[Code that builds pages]

——

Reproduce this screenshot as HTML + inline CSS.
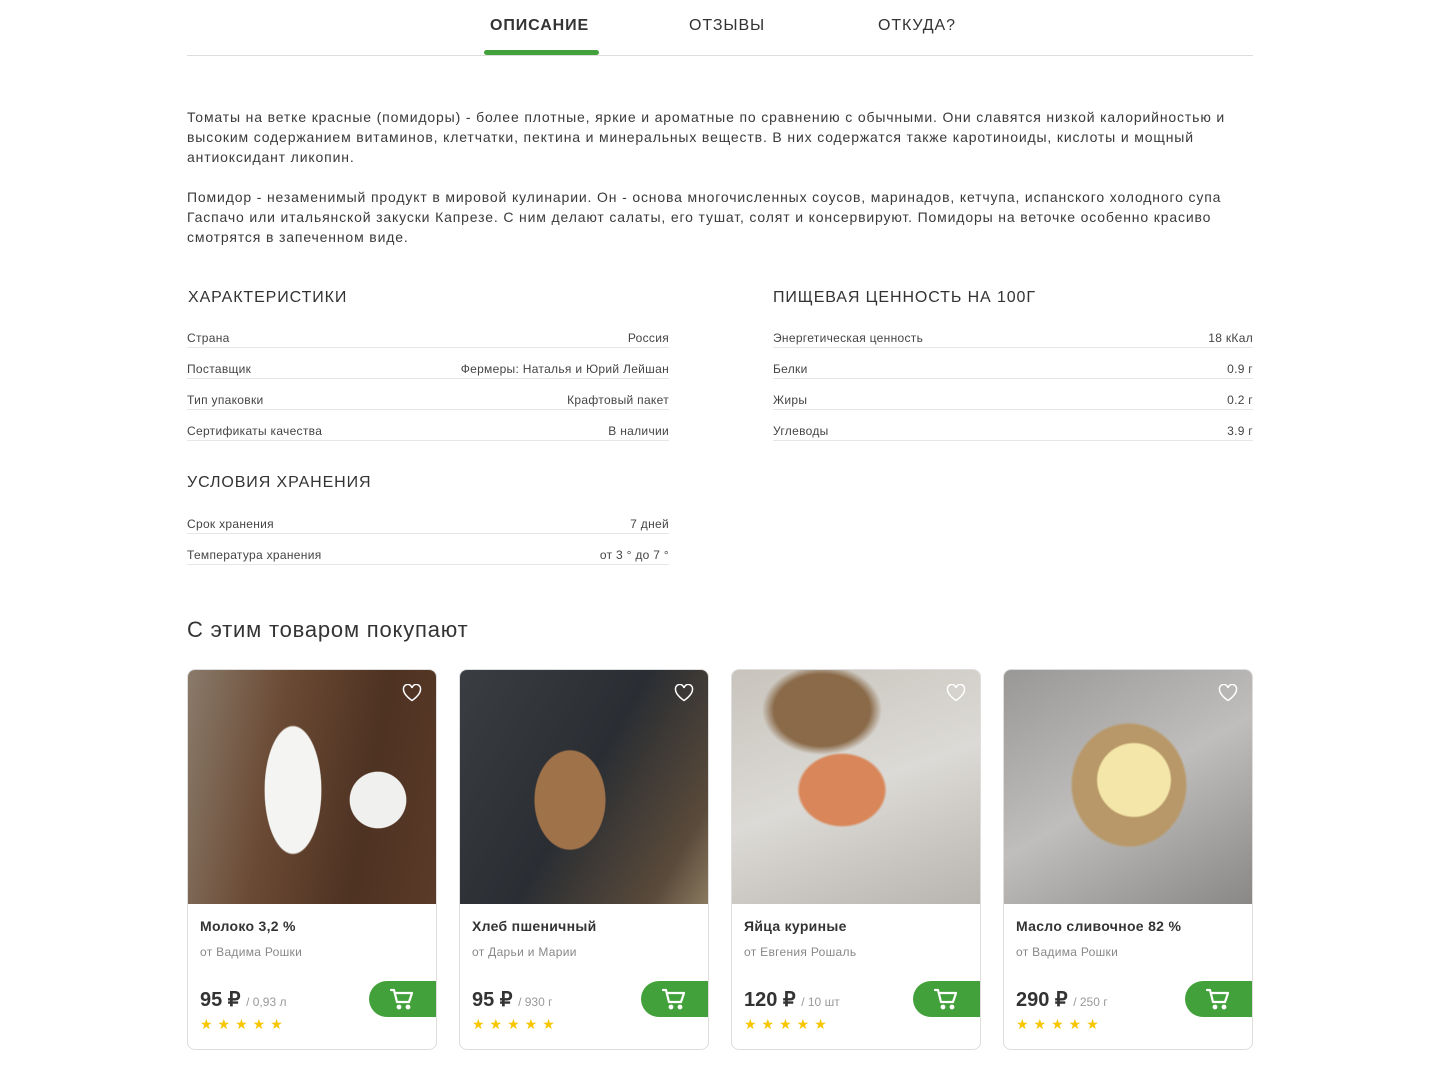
<!DOCTYPE html>
<html><head><meta charset="utf-8"><style>
*{margin:0;padding:0;box-sizing:border-box}
body{width:1440px;height:1066px;background:#fff;font-family:"Liberation Sans",sans-serif;color:#333;position:relative;overflow:hidden}
.abs{position:absolute}
.tab{position:absolute;top:17px;font-size:16px;letter-spacing:.9px;color:#333}
p{font-size:14px;line-height:20px;color:#3a3a3a;letter-spacing:.85px;white-space:nowrap}
h3{position:absolute;font-size:16px;font-weight:normal;letter-spacing:.9px;color:#333}
.row{position:absolute;height:31px;border-bottom:1px solid #e6e6e6;font-size:12px;color:#444;display:flex;justify-content:space-between;align-items:flex-end;padding-bottom:2px;letter-spacing:.3px}
.card{position:absolute;top:669px;width:250px;height:381px;border:1px solid #ddd;border-radius:8px;overflow:hidden}
.img{height:234px;position:relative}
.t{position:absolute;left:12px;top:248px;font-size:14px;font-weight:bold;color:#333;letter-spacing:.3px}
.s{position:absolute;left:12px;top:275px;font-size:12px;color:#888;letter-spacing:.3px}
.p{position:absolute;left:12px;top:317px;font-size:20px;font-weight:bold;color:#333}
.p span{font-size:12px;font-weight:normal;color:#999}
.st{position:absolute;left:12px;top:346px;color:#f7c600;font-size:14px;letter-spacing:5px}
.btn{position:absolute;right:0;top:311px;width:67px;height:36px;background:#43a13b;border-radius:18px 0 0 18px}
.btn svg{position:absolute;left:20px;top:6px}
.heart{position:absolute;right:14px;top:14px}
</style></head><body>
<div class="tab" style="left:490px;font-weight:bold;color:#333">ОПИСАНИЕ</div>
<div class="tab" style="left:689px">ОТЗЫВЫ</div>
<div class="tab" style="left:878px">ОТКУДА?</div>
<div class="abs" style="left:187px;top:55px;width:1066px;height:1px;background:#ddd"></div>
<div class="abs" style="left:484px;top:50px;width:115px;height:5px;background:#43a13b;border-radius:3px"></div>

<div class="abs" style="left:187px;top:107px;width:1066px">
<p>Томаты на ветке красные (помидоры) - более плотные, яркие и ароматные по сравнению с обычными. Они славятся низкой калорийностью и<br>высоким содержанием витаминов, клетчатки, пектина и минеральных веществ. В них содержатся также каротиноиды, кислоты и мощный<br>антиоксидант ликопин.</p>
<p style="margin-top:20px">Помидор - незаменимый продукт в мировой кулинарии. Он - основа многочисленных соусов, маринадов, кетчупа, испанского холодного супа<br>Гаспачо или итальянской закуски Капрезе. С ним делают салаты, его тушат, солят и консервируют. Помидоры на веточке особенно красиво<br>смотрятся в запеченном виде.</p>
</div>

<h3 style="left:188px;top:289px">ХАРАКТЕРИСТИКИ</h3>
<h3 style="left:773px;top:289px">ПИЩЕВАЯ ЦЕННОСТЬ НА 100Г</h3>
<div class="row" style="left:187px;top:317px;width:482px"><span>Страна</span><span>Россия</span></div>
<div class="row" style="left:187px;top:348px;width:482px"><span>Поставщик</span><span>Фермеры: Наталья и Юрий Лейшан</span></div>
<div class="row" style="left:187px;top:379px;width:482px"><span>Тип упаковки</span><span>Крафтовый пакет</span></div>
<div class="row" style="left:187px;top:410px;width:482px"><span>Сертификаты качества</span><span>В наличии</span></div>
<div class="row" style="left:773px;top:317px;width:480px"><span>Энергетическая ценность</span><span>18 кКал</span></div>
<div class="row" style="left:773px;top:348px;width:480px"><span>Белки</span><span>0.9 г</span></div>
<div class="row" style="left:773px;top:379px;width:480px"><span>Жиры</span><span>0.2 г</span></div>
<div class="row" style="left:773px;top:410px;width:480px"><span>Углеводы</span><span>3.9 г</span></div>
<h3 style="left:187px;top:474px">УСЛОВИЯ ХРАНЕНИЯ</h3>
<div class="row" style="left:187px;top:503px;width:482px"><span>Срок хранения</span><span>7 дней</span></div>
<div class="row" style="left:187px;top:534px;width:482px"><span>Температура хранения</span><span>от 3 ° до 7 °</span></div>

<div class="abs" style="left:187px;top:617px;font-size:22px;color:#333;letter-spacing:.8px">С этим товаром покупают</div>

<div class="card" style="left:187px">
<div class="img" style="background:radial-gradient(ellipse 40px 90px at 105px 120px,#f4f4f2 70%,transparent 72%),radial-gradient(circle 35px at 190px 130px,#f0f0ee 80%,transparent 82%),linear-gradient(100deg,#8a7a6a 0%,#6a4a34 35%,#4e3222 70%,#5a3a28 100%)"></div>
<div class="t">Молоко 3,2 %</div><div class="s">от Вадима Рошки</div>
<div class="p">95 ₽ <span>/ 0,93 л</span></div><div class="st">★★★★★</div>
<div class="btn"><svg width="26" height="24" viewBox="0 0 26 24" fill="none" stroke="#fff" stroke-width="2.2" stroke-linecap="round" stroke-linejoin="round"><path d="M2 3h3l3 12h12l3-9H7"/><circle cx="10" cy="20" r="1.3" fill="#fff"/><circle cx="19" cy="20" r="1.3" fill="#fff"/></svg></div>
<svg class="heart" width="20" height="18" viewBox="0 0 20 18" fill="none" stroke="#fff" stroke-width="1.5"><path d="M10 16.5S1.5 11 1.5 5.5A4 4 0 0 1 10 4a4 4 0 0 1 8.5 1.5C18.5 11 10 16.5 10 16.5z"/></svg>
</div>
<div class="card" style="left:459px">
<div class="img" style="background:radial-gradient(ellipse 50px 70px at 110px 130px,#a0724a 70%,transparent 72%),linear-gradient(120deg,#3a3e42 0%,#2a2e33 50%,#5a4a3a 85%,#8a7a60 100%)"></div>
<div class="t">Хлеб пшеничный</div><div class="s">от Дарьи и Марии</div>
<div class="p">95 ₽ <span>/ 930 г</span></div><div class="st">★★★★★</div>
<div class="btn"><svg width="26" height="24" viewBox="0 0 26 24" fill="none" stroke="#fff" stroke-width="2.2" stroke-linecap="round" stroke-linejoin="round"><path d="M2 3h3l3 12h12l3-9H7"/><circle cx="10" cy="20" r="1.3" fill="#fff"/><circle cx="19" cy="20" r="1.3" fill="#fff"/></svg></div>
<svg class="heart" width="20" height="18" viewBox="0 0 20 18" fill="none" stroke="#fff" stroke-width="1.5"><path d="M10 16.5S1.5 11 1.5 5.5A4 4 0 0 1 10 4a4 4 0 0 1 8.5 1.5C18.5 11 10 16.5 10 16.5z"/></svg>
</div>
<div class="card" style="left:731px">
<div class="img" style="background:radial-gradient(ellipse 60px 50px at 110px 120px,#d9875a 70%,transparent 75%),radial-gradient(ellipse 80px 60px at 90px 40px,#8a6a48 60%,transparent 75%),linear-gradient(160deg,#c8c4bc 0%,#dcdad6 50%,#b8b4ae 100%)"></div>
<div class="t">Яйца куриные</div><div class="s">от Евгения Рошаль</div>
<div class="p">120 ₽ <span>/ 10 шт</span></div><div class="st">★★★★★</div>
<div class="btn"><svg width="26" height="24" viewBox="0 0 26 24" fill="none" stroke="#fff" stroke-width="2.2" stroke-linecap="round" stroke-linejoin="round"><path d="M2 3h3l3 12h12l3-9H7"/><circle cx="10" cy="20" r="1.3" fill="#fff"/><circle cx="19" cy="20" r="1.3" fill="#fff"/></svg></div>
<svg class="heart" width="20" height="18" viewBox="0 0 20 18" fill="none" stroke="#fff" stroke-width="1.5"><path d="M10 16.5S1.5 11 1.5 5.5A4 4 0 0 1 10 4a4 4 0 0 1 8.5 1.5C18.5 11 10 16.5 10 16.5z"/></svg>
</div>
<div class="card" style="left:1003px">
<div class="img" style="background:radial-gradient(circle 45px at 130px 110px,#f3e6a8 80%,transparent 84%),radial-gradient(ellipse 70px 75px at 125px 115px,#b89868 80%,transparent 84%),linear-gradient(150deg,#9a9896 0%,#c0bebc 50%,#8a8886 100%)"></div>
<div class="t">Масло сливочное 82 %</div><div class="s">от Вадима Рошки</div>
<div class="p">290 ₽ <span>/ 250 г</span></div><div class="st">★★★★★</div>
<div class="btn"><svg width="26" height="24" viewBox="0 0 26 24" fill="none" stroke="#fff" stroke-width="2.2" stroke-linecap="round" stroke-linejoin="round"><path d="M2 3h3l3 12h12l3-9H7"/><circle cx="10" cy="20" r="1.3" fill="#fff"/><circle cx="19" cy="20" r="1.3" fill="#fff"/></svg></div>
<svg class="heart" width="20" height="18" viewBox="0 0 20 18" fill="none" stroke="#fff" stroke-width="1.5"><path d="M10 16.5S1.5 11 1.5 5.5A4 4 0 0 1 10 4a4 4 0 0 1 8.5 1.5C18.5 11 10 16.5 10 16.5z"/></svg>
</div>
</body></html>
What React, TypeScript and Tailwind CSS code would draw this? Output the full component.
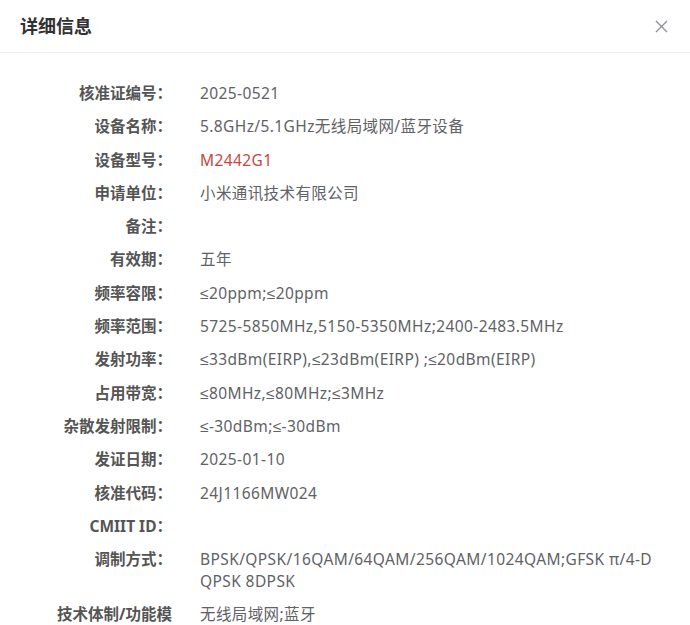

——

• BRIEF:
Pick out each line containing the string "this" and copy it.

• CORRECT ANSWER:
Reproduce this screenshot as HTML + inline CSS.
What React, TypeScript and Tailwind CSS code would draw this? Output the full component.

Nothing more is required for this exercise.